After the crash of 40%-ish that I am expecting no later than October, the current hubristic euphoria will turn to despair and pessimism. After a brief suckers rally, Y2k will suddenly appear on the radar screen and thousands (then millions) will take action and become defensive as it becomes clear that the y2k situation is not as rosy as currently depicted by the mainstream.

The flight to quality will begin. Short-term government bonds will do well initially. But the flight will continue. In (mid?) December, as the public wakes up and prepares for y2k bank runs will begin.

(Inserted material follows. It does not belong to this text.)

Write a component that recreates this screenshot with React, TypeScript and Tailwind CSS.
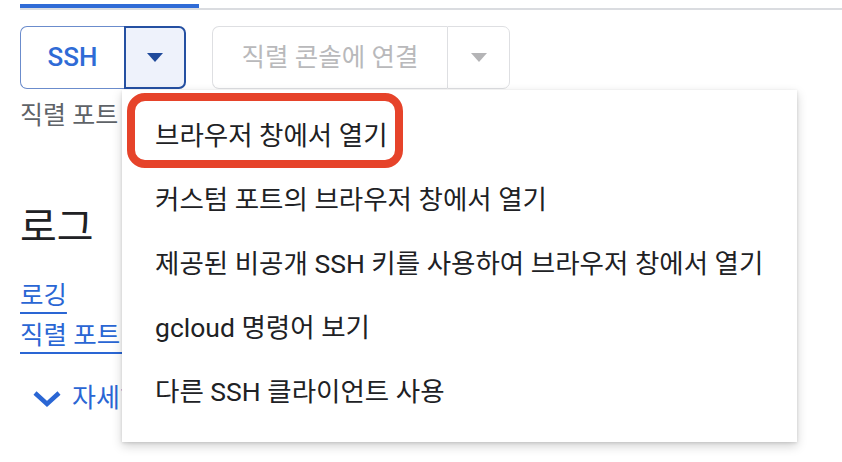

This would quickly turn into a panic where a freeze on the bank accounts would occur.

It is at this point that a series of pre-ordained presidential directives, executive orders are enacted and martial law implemented.

There won't be much (if any) trading for the weeks following Jan 1, 2000 as the infrastructure goes haywire. If the financial and banking system is in complete collapse the ability to trade will be nil. Baring this scenario, and assuming the system manages to hold relatively intact, it will continue to tumble down at a ferocious pace, breaking all previous records--including 1929.

After record bankruptcies, default and mass layoffs throughout 2000 and 2001 the market should reach a trough no later than 2003 and begin recovery.

As previously forecast, Dow 400 should not be ruled out. Optimistically Dow 1000 could be possible. Of course, this assumes the power grid stays up , no serious nuclear accidents or outbreak of global war occurs.